A Conservative party policy paper on this matter has since been published, but it remains unclear what a Bill of Rights will or will not include. The paper also makes the possibility of leaving the European Convention on Human Rights real if a Bill of Rights is not recognised by the Council of Europe; an exit that could in turn jeopardise Britain’s EU membership.

On House of Lords reform and voting age

Other constitutional matters were mainly voiced during Ed Miliband’s speech and included a pledge to lower the voting age to 16, reiterating a promise he made in last year’s conference, as well as to finish the ‘unfinished’ business of House of Lords reform.
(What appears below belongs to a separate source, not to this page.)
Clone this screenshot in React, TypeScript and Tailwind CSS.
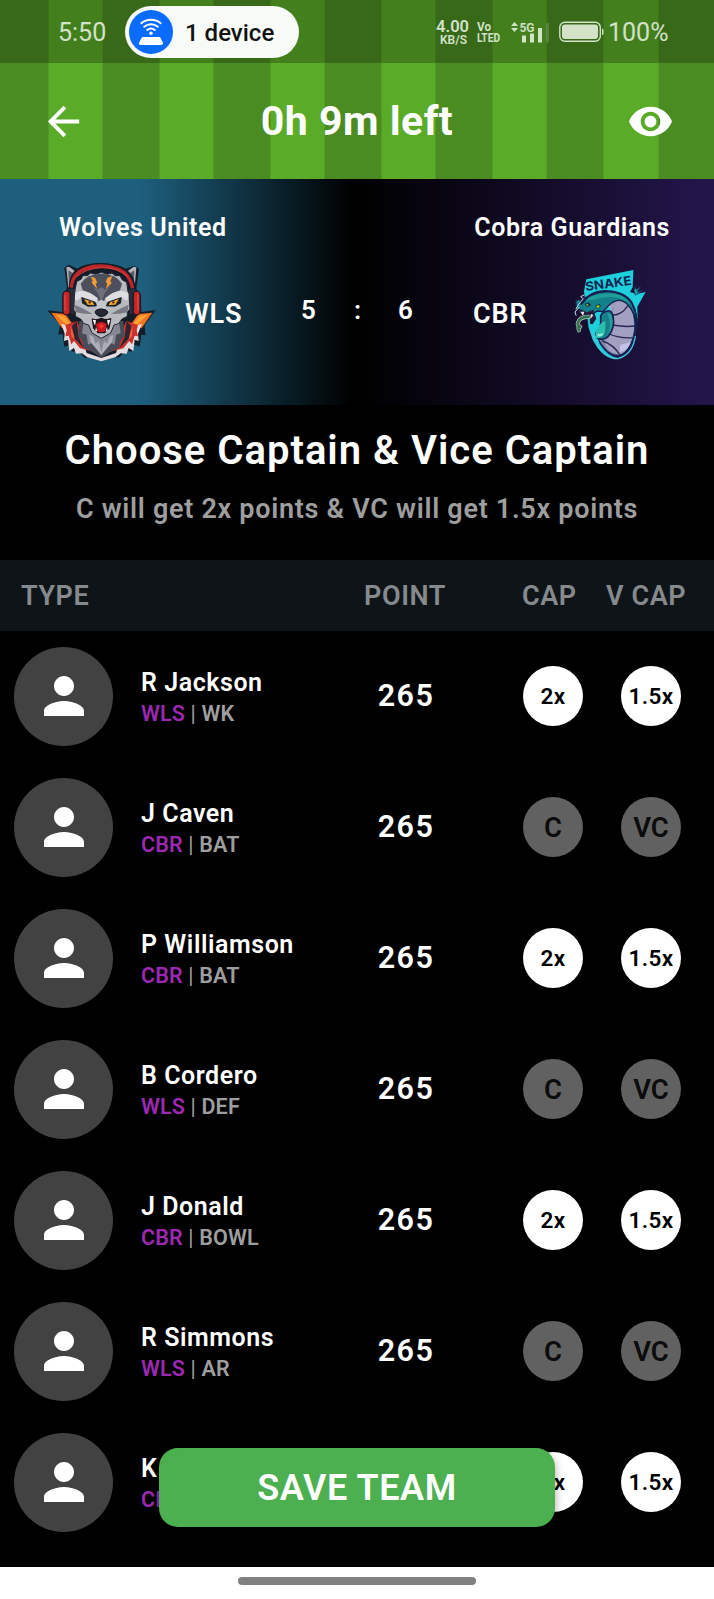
import React from "react";

type Player = { name: string; team: string; role?: string; points?: number; picked: boolean };

const players: Player[] = [
  { name: "R Jackson", team: "WLS", role: "WK", points: 265, picked: true },
  { name: "J Caven", team: "CBR", role: "BAT", points: 265, picked: false },
  { name: "P Williamson", team: "CBR", role: "BAT", points: 265, picked: true },
  { name: "B Cordero", team: "WLS", role: "DEF", points: 265, picked: false },
  { name: "J Donald", team: "CBR", role: "BOWL", points: 265, picked: true },
  { name: "R Simmons", team: "WLS", role: "AR", points: 265, picked: false },
  { name: "K", team: "CBR", picked: true },
];

function DeviceIcon() {
  return (
    <svg viewBox="0 0 44 44" className="h-11 w-11 shrink-0">
      <circle cx="22" cy="22" r="22" fill="#0a6cff" />
      <g fill="none" stroke="#fff" strokeWidth="2" strokeLinecap="round">
        <path d="M12.3 13.200c5.600-4.600 13.800-4.600 19.400 0" />
        <path d="M15.200 16.700c4-3.200 9.600-3.200 13.600 0" />
        <path d="M18.200 20c2.300-1.700 5.300-1.700 7.600 0" />
      </g>
      <circle cx="22" cy="23.300" r="1.700" fill="#fff" />
      <path d="M13.200 27.500h17.600l2.700 5.500q.5 1.500-1.500 1.500h-20q-2 0-1.500-1.500z" fill="#fff" stroke="#fff" strokeLinejoin="round" />
    </svg>
  );
}

function StatusBar() {
  return (
    <div className="flex h-[63px] items-center bg-black/25 pl-[58px] text-[#d3e2c9]">
      <span className="w-[67px] pt-[2px] text-[25px] leading-none">5:50</span>
      <div className="flex h-[52px] w-[174px] items-center rounded-full bg-[#f7faf6] pl-1">
        <DeviceIcon />
        <span className="pt-[2px] pl-[12px] text-[24px] leading-none font-medium whitespace-nowrap text-[#111]">1 device</span>
      </div>
      <svg viewBox="0 0 70 34" className="ml-[137px] h-[34px] w-[70px] shrink-0" fill="#d3e2c9" fontFamily="Roboto, sans-serif">
        <text x="0" y="17" fontSize="16.500" fontWeight="600" textLength="33" lengthAdjust="spacingAndGlyphs">4.00</text>
        <text x="4" y="29" fontSize="13" fontWeight="600" textLength="27" lengthAdjust="spacingAndGlyphs">KB/S</text>
        <text x="41" y="15.500" fontSize="12.500" fontWeight="700" textLength="14" lengthAdjust="spacingAndGlyphs">Vo</text>
        <text x="41" y="26.500" fontSize="13" fontWeight="700" textLength="23" lengthAdjust="spacingAndGlyphs">LTED</text>
      </svg>
      <svg viewBox="0 0 40 24" className="ml-[4px] h-6 w-10 shrink-0">
        <path d="M1 6l3.500-4 3.500 4zM1 8h7l-3.500 4z" fill="#d3e2c9" />
        <text x="9.500" y="11.500" fontSize="13" fontWeight="600" fill="#d3e2c9" fontFamily="Roboto, sans-serif" textLength="15" lengthAdjust="spacingAndGlyphs">5G</text>
        <path d="M12 15.500h4v7h-4zM20 13.500h4v9h-4zM28 8h4v14.500h-4z" fill="#d3e2c9" />
        <path d="M36 3h3v19.500h-3z" fill="#d3e2c9" opacity=".2" />
      </svg>
      <svg viewBox="0 0 46 22" className="ml-[8px] h-[22px] w-[46px] shrink-0">
        <rect x="1.800" y="1.300" width="40.500" height="19" rx="5" fill="none" stroke="#d3e2c9" strokeWidth="1.400" />
        <rect x="4" y="3.500" width="36" height="14.600" rx="3" fill="#d3e2c9" />
        <path d="M44 7.500q1.500 0 1.500 1.500v3.500q0 1.500-1.500 1.500z" fill="#d3e2c9" />
      </svg>
      <span className="ml-[4px] pt-[2px] text-[25px] leading-none">100%</span>
    </div>
  );
}

function Header() {
  return (
    <header className="h-[179px] shrink-0 bg-[linear-gradient(90deg,#4a8c22_48px,#5aab27_49px,#5aab27_102px,#4a8c22_103px,#4a8c22_159px,#5aab27_160px,#5aab27_213px,#4a8c22_214px,#4a8c22_270px,#5aab27_271px,#5aab27_324px,#4a8c22_325px,#4a8c22_381px,#5aab27_382px,#5aab27_435px,#4a8c22_436px,#4a8c22_492px,#5aab27_493px,#5aab27_546px,#4a8c22_547px,#4a8c22_603px,#5aab27_604px,#5aab27_658px,#4a8c22_659px)]">
      <StatusBar />
      <div className="flex h-[116px] items-center justify-between pr-[40px] pl-[40px]">
        <svg viewBox="0 0 24 24" className="h-[47px] w-[47px]" fill="#fff">
          <path d="M20 11H7.830l5.590-5.590L12 4l-8 8 8 8 1.410-1.410L7.830 13H20v-2z" />
        </svg>
        <h1 className="pt-px text-[41px] leading-none font-bold tracking-[0.5px]">0h 9m left</h1>
        <svg viewBox="0 0 24 24" className="h-[47px] w-[47px]" fill="#fff">
          <path d="M12 4.500C7 4.500 2.730 7.610 1 12c1.730 4.390 6 7.500 11 7.500s9.270-3.110 11-7.500c-1.730-4.390-6-7.500-11-7.500zM12 17c-2.760 0-5-2.240-5-5s2.240-5 5-5 5 2.240 5 5-2.240 5-5 5zm0-8c-1.660 0-3 1.340-3 3s1.340 3 3 3 3-1.340 3-3-1.340-3-3-3z" />
        </svg>
      </div>
    </header>
  );
}

function WolfLogo() {
  return (
    <svg viewBox="0 0 375 345" className="h-[115px] w-[125px] shrink-0" strokeLinejoin="round">
      <path
        d="M22 166l45 5 0-52 14-19-8-62 13-9 28 13q68-34 143-1l26-9 14 9-8 60 13 18 2 52 43-6-33 46 2 30-12-2-5 36-16-6-8 21-17-3-20 20-22 2-30 10-30-10-23-1-17-21-20 3-7-21-16 7-5-39-13 2 5-30z"
        fill="#151c29"
      />
      <path d="M34 173l42 4 24 33-34 10z" fill="#f4741f" />
      <path d="M337 173l-42 4-24 33 34 10z" fill="#f4741f" />
      <path d="M46 178l28 6 18 24-14 0z" fill="#ffa334" />
      <path d="M325 178l-28 6-18 24 14 0z" fill="#ffa334" />
      <path d="M64 206l20 6 26-10 30 92 44 15 44-15 30-92 28 10 20-6-12 30 2 22-12-4-4 34-14-9-6 17-18-1-16 12-42 12-42-12-16-12-18 1-6-17-14 9-4-34-12 4 2-22z" fill="#e3dddf" />
      <path d="M76 210l36-12 12 34 10 30 26 28-40-10-18-22-8 10-8-26-10 2 4-18z" fill="#cc302b" />
      <path d="M294 210l-36-12-12 34-10 30-26 28 40-10 18-22 8 10 8-26 10 2-4-18z" fill="#cc302b" />
      <path d="M92 212l10 28 20 30-28-26zM278 212l-10 28-20 30 28-26z" fill="#f0603c" />
      <path d="M110 198l6 48 16 34-28-28-8-38zM260 198l-6 48-16 34 28-28 8-38z" fill="#2b2530" />
      <path d="M118 198l-4 43 12 16 5 22 20 8 33 22 33-22 20-8 5-22 12-16-4-43z" fill="#494b57" />
      <path d="M130 206l-4 29 14 4 4 30 16-8 24 40 24-40 16 8 4-30 14-4-4-29z" fill="#858793" />
      <path d="M148 240l12 6 6 20 10-8 8 34 8-34 10 8 6-20 12-6-4 22-12 14-20 24-20-24-12-14z" fill="#adafb8" />
      <path d="M79 37l8-2 27 20-29 43z" fill="#b4b5ba" />
      <path d="M289 37l-8-2-27 20 30 43z" fill="#b4b5ba" />
      <path d="M85 46l22 14-20 30z" fill="#555b68" />
      <path d="M283 46l-22 14 21 30z" fill="#555b68" />
      <path
        d="M110 80l14-8 4-10 14 0 10-8 14 4 18-6 18 6 14-4 10 8 14 0 6 12 14 8 4 28 10 14-4 16 4 20-12 10 0 14-16 8-10 14-14 4-10 24-28 16-28-16-10-24-14-4-10-14-16-8 0-14-12-10 4-20-4-16 10-14z"
        fill="#b9bac0"
        stroke="#202631"
        strokeWidth="3"
      />
      <path d="M122 86q18-30 62-30t62 30l-6 20-22 8-22 14-12 34-12-34-22-14-22-8z" fill="#4d505c" />
      <path d="M158 96l16 18 10 30 10-30 16-18-14 8-12-8-12 8z" fill="#6d6f7b" />
      <path d="M100 120q10-14 28-12 24 2 44 22l-4 14-42-17-18 10z" fill="#dedee0" />
      <path d="M269 120q-10-14-28-12-24 2-44 22l4 14 42-17 18 10z" fill="#dedee0" />
      <path d="M104 149l26 12 28 16-26-1-24-4zM266 149l-26 12-28 16 26-1 24-4z" fill="#777a84" />
      <path d="M151 65l14 3 7 15-5 3 5 17-17-20 3-7zM217 63l-15 5-5 14 5 3-4 17 17-18-4-5z" fill="#f49a30" />
      <path d="M124 126l42 14 6 14-28 1-18-10z" fill="#1b222d" />
      <path d="M245 126l-42 14-6 14 28 1 18-10z" fill="#1b222d" />
      <path d="M132 132l26 9 5 9-20-1z" fill="#f5a529" />
      <path d="M237 132l-26 9-5 9 20-1z" fill="#f5a529" />
      <circle cx="149" cy="142" r="3.500" fill="#54230f" />
      <circle cx="220" cy="142" r="3.500" fill="#54230f" />
      <path d="M172 140l12-6 12 6 4 26-16-8-16 8z" fill="#c6c7cc" />
      <path d="M165 171q3-9 19-9t20 9q-3 11-20 14-16-3-19-14z" fill="#252936" stroke="#111722" strokeWidth="3" />
      <path d="M157 192q12 6 27-2 15 8 28 1l-5 28-13 14h-20l-13-14z" fill="#20141c" stroke="#20141c" strokeWidth="4" />
      <path d="M168 208q16-14 32 0l-4 20q-12 8-24 0z" fill="#cf1724" />
      <path d="M176 212l8-6 8 6-8 10z" fill="#f1352f" />
      <path d="M158 194l10 2-3 16zM211 194l-10 2 4 16zM168 216l4 14-6-3zM201 216l-4 14 6-3z" fill="#fff" />
      <path d="M94 104Q92 49 137 37t101 3q39 16 42 64" fill="none" stroke="#151c27" strokeWidth="15" />
      <path d="M94 98Q96 55 139 40t95 2q37 15 44 58" fill="none" stroke="#be2729" strokeWidth="10" />
      <path d="M109 66q28-26 75-28t79 27" fill="none" stroke="#dc4238" strokeWidth="3" />
      <path d="M83 104q12-10 23 2l-4 73-19-8zM286 104q-10-11-21 2l4 73 17-8z" fill="#292c3b" />
      <rect x="69" y="109" width="21" height="70" rx="8" fill="#c42525" stroke="#1c1620" strokeWidth="3" />
      <rect x="280" y="109" width="20" height="70" rx="8" fill="#c42525" stroke="#1c1620" strokeWidth="3" />
      <path d="M75 120v45M294 120v45" stroke="#dd4a40" strokeWidth="4" strokeLinecap="round" />
    </svg>
  );
}

function SnakeLogo() {
  return (
    <svg viewBox="0 0 300 345" className="h-[115px] w-[100px] shrink-0" strokeLinejoin="round" strokeLinecap="round">
      <path d="M72 109l7-36 141-28-2 52-8 14 20 6 27-6-25 44q5 62-18 112-23 42-58 42-36-10-58-55l-12-36z" fill="#1ed0dc" />
      <path d="M222 106q4-6 3-14l4 12 14-10-12 17 18-5-22 14z" fill="#1ba6b6" stroke="#241847" strokeWidth="2" />
      <text x="78" y="108" transform="rotate(-8 78 108)" fontFamily="Inter, sans-serif" fontSize="37" fontWeight="700" textLength="139" lengthAdjust="spacingAndGlyphs" fill="#122451">SNAKE</text>
      <path d="M65 139q22-31 67-34 59-1 85 35 25 44 10 100-15 63-51 68-30 1-57-41l-12-35 57-83z" fill="#1b2054" />
      <path d="M145 142q42-19 65 15 20 46 6 92-14 47-43 49-27-6-42-29l-13-20q34-17 43-60z" fill="#a39fc0" stroke="#a9cbdc" strokeWidth="2" />
      <path d="M165 138l-7 29 2 34q-3 43-42 54 23 43 55 46-28-10-37-31-8-18-3-28z" fill="#827fa6" />
      <path d="M158 180q25 1 44-26M158 210q38 7 66 3M148 237q33 14 72 11M128 258q31 10 52 42" fill="none" stroke="#292454" strokeWidth="4" />
      <path d="M181 269l31-7q-10 27-33 29z" fill="#d0ceff" opacity=".7" />
      <path d="M64 148q25-36 75-38 49-2 74 34 20 30 18 72-4-42-29-68-30-28-63 11l-11 11-16-2-21 13-29-10-13-13-2-20 13-6z" fill="#14808a" stroke="#171e4e" strokeWidth="4" />
      <path d="M87 126q47-18 91-6 28 8 40 34-35-35-91-26-31 6-50 11z" fill="#27bda8" opacity=".5" />
      <path d="M139 169q-18 3-17 22 3 28-14 45l4 13q18 10 33-5 21-25 14-61-5-21-20-14z" fill="#168088" stroke="#191e53" strokeWidth="5" />
      <path d="M142 175q17 40-3 67 28-27 14-65z" fill="#2fb5b0" opacity=".6" />
      <path d="M107 233q10-31 30-36l-2 34q-7 20-27 18z" fill="#2bbdae" />
      <path d="M112 237l19-2q-4 12-19 9z" fill="#b4fff0" opacity=".7" />
      <path d="M53 159l28 13 19-8 9 27-11 17-8-2-1-22-15-7-16-4z" fill="#241c3e" />
      <path d="M61 170l8 12 4-12zM93 177l-2 16 9-13z" fill="#ece6ee" />
      <path d="M86 185q-29 1-32 18-4 9 7 12-9 1-4 11" fill="none" stroke="#b4c8c0" strokeWidth="12" />
      <path d="M86 185q-29 1-32 18-4 9 7 12-9 1-4 11" fill="none" stroke="#32704f" strokeWidth="8" />
      <path d="M57 157l-12 14 3 10M72 120l-10 5 8 6-14 17-8 14" fill="none" stroke="#c3e0e6" strokeWidth="3" />
      <path d="M74 147l12-5 8 9-13 5zM105 153l13-7 5 8-10 7z" fill="#132f48" />
      <path d="M78 149l5-2 3 4-5 1zM108 154l9-4 2 5-6 4z" fill="#9be31d" />
      <path d="M93 228l19 43q22 39 61 40 45-12 53-67" fill="none" stroke="#45c5db" strokeWidth="4" />
    </svg>
  );
}

function MatchCard() {
  return (
    <section className="h-[226px] shrink-0 bg-[linear-gradient(90deg,#1e5f7e_0,#1e5f7e_140px,#000_352px,#000_360px,#23154a_700px)]">
      <div className="flex h-[76px] items-center justify-between pt-[20px] pr-[44px] pl-[59px] text-[25px] leading-none font-semibold">
        <span className="tracking-[0.6px]">Wolves United</span>
        <span className="tracking-[0.6px]">Cobra Guardians</span>
      </div>
      <div className="flex h-[115px] items-center pl-[40px] text-[27px] leading-none font-semibold">
        <WolfLogo />
        <span className="w-[98px] pt-[4px] pl-5 tracking-[0.8px]">WLS</span>
        <div className="flex w-[188px] pb-[5px] text-center text-[26px]">
          <span className="w-[91px]">5</span>
          <span className="w-[6px]">:</span>
          <span className="w-[91px]">6</span>
        </div>
        <span className="w-[109px] pt-[4px] pl-[22px] tracking-[0.8px]">CBR</span>
        <SnakeLogo />
      </div>
    </section>
  );
}

function Badge({ picked, label, on }: { picked: boolean; label: string; on: string }) {
  return picked ? (
    <span className="flex h-[60px] w-[60px] shrink-0 items-center justify-center rounded-full bg-white pt-px text-[22.5px] leading-none font-semibold tracking-[0.4px] text-black">
      {on}
    </span>
  ) : (
    <span className="flex h-[60px] w-[60px] shrink-0 items-center justify-center rounded-full bg-[#616161] pt-[2px] text-[27.5px] leading-none font-semibold text-black/90">
      {label}
    </span>
  );
}

function PlayerRow({ player }: { player: Player }) {
  return (
    <li className="flex h-[131px] shrink-0 items-center pb-px pl-[14px]">
      <span className="flex h-[99px] w-[99px] shrink-0 items-center justify-center rounded-full bg-[#424242]">
        <svg viewBox="0 0 24 24" className="h-[60px] w-[60px]" fill="#fff">
          <path d="M12 12c2.210 0 4-1.790 4-4s-1.790-4-4-4-4 1.790-4 4 1.790 4 4 4zm0 2c-2.670 0-8 1.340-8 4v2h16v-2c0-2.660-5.330-4-8-4z" />
        </svg>
      </span>
      <div className="w-[219px] pt-[5px] pl-[28px]">
        <div className="text-[25px] leading-[30px] font-semibold tracking-[0.55px] whitespace-nowrap">{player.name}</div>
        <div className="text-[21.5px] leading-[31px] font-semibold tracking-[0.15px] whitespace-nowrap text-[#9e9e9e]">
          <span className="text-[#9c27b0]">{player.team}</span>
          {player.role && (
            <>
              <span className="font-normal"> | </span>
              {player.role}
            </>
          )}
        </div>
      </div>
      <span className="w-[148px] pt-px text-center text-[30.5px] leading-none font-semibold tracking-[1.4px]">{player.points}</span>
      <div className="ml-[43px] flex gap-[38px]">
        <Badge picked={player.picked} on="2x" label="C" />
        <Badge picked={player.picked} on="1.5x" label="VC" />
      </div>
    </li>
  );
}

export default function App() {
  return (
    <div className="relative flex h-[1599px] w-[714px] flex-col overflow-hidden bg-black font-['Roboto',sans-serif] text-white">
      <Header />
      <MatchCard />
      <section className="flex h-[155px] shrink-0 flex-col items-center pt-[26px] whitespace-nowrap">
        <h2 className="text-[40px] leading-[40px] font-semibold tracking-[1px]">Choose Captain &amp; Vice Captain</h2>
        <p className="pt-[22px] text-[27px] leading-[32px] font-semibold tracking-[0.71px] text-[#9e9e9e]">C will get 2x points &amp; VC will get 1.5x points</p>
      </section>
      <div className="flex h-[71px] shrink-0 items-center bg-[#0f1418] pt-[2px] pl-[21px] text-[27px] leading-none font-semibold tracking-[0.6px] whitespace-nowrap text-[#868a8d]">
        <span className="w-[343px]">TYPE</span>
        <span className="w-[158px]">POINT</span>
        <span className="w-[84px]">CAP</span>
        <span>V CAP</span>
      </div>
      <ul className="flex h-[936px] shrink-0 flex-col overflow-hidden">
        {players.map((p, i) => (
          <PlayerRow key={i} player={p} />
        ))}
      </ul>
      <button className="absolute top-[1448px] left-[159px] flex h-[79px] w-[396px] items-center justify-center rounded-[19px] bg-[#4caf50] text-[36px] leading-none font-semibold tracking-[0.6px] shadow-[0_4px_10px_rgba(0,0,0,0.35)]">
        SAVE TEAM
      </button>
      <footer className="flex h-[32px] shrink-0 justify-center bg-white pt-[10px]">
        <span className="h-2 w-[238px] rounded-full bg-[#808080]" />
      </footer>
    </div>
  );
}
That devolution would be the primary constitutional issue to dominate this year’s conferences was to be expected. The timing was an apt opportunity for parties to clarify their points of divergence or of joint action in light of the no vote: Nick Clegg was more aligned with Labour on constitutional change, while Cameron distanced himself from Clegg. Conservative rhetoric on human rights has meanwhile long been viewed as a threat to the coalition. What is still questionable, however, is whether any fundamental constitutional change can be achieved along the lines proposed. A British Bill of Rights is a plan the Conservatives have long repeated but whether it is deliverable remains unclear, while agreeing on ‘English votes for English laws’ would only answer part of the question of devolved governance. A Constitutional Convention, on the other hand, is by nature a major undertaking in terms of formation and trajectory, and could well fail to resolve any of the above.

Artemis Photiadou is a Parliament research intern at the Constitution Unit.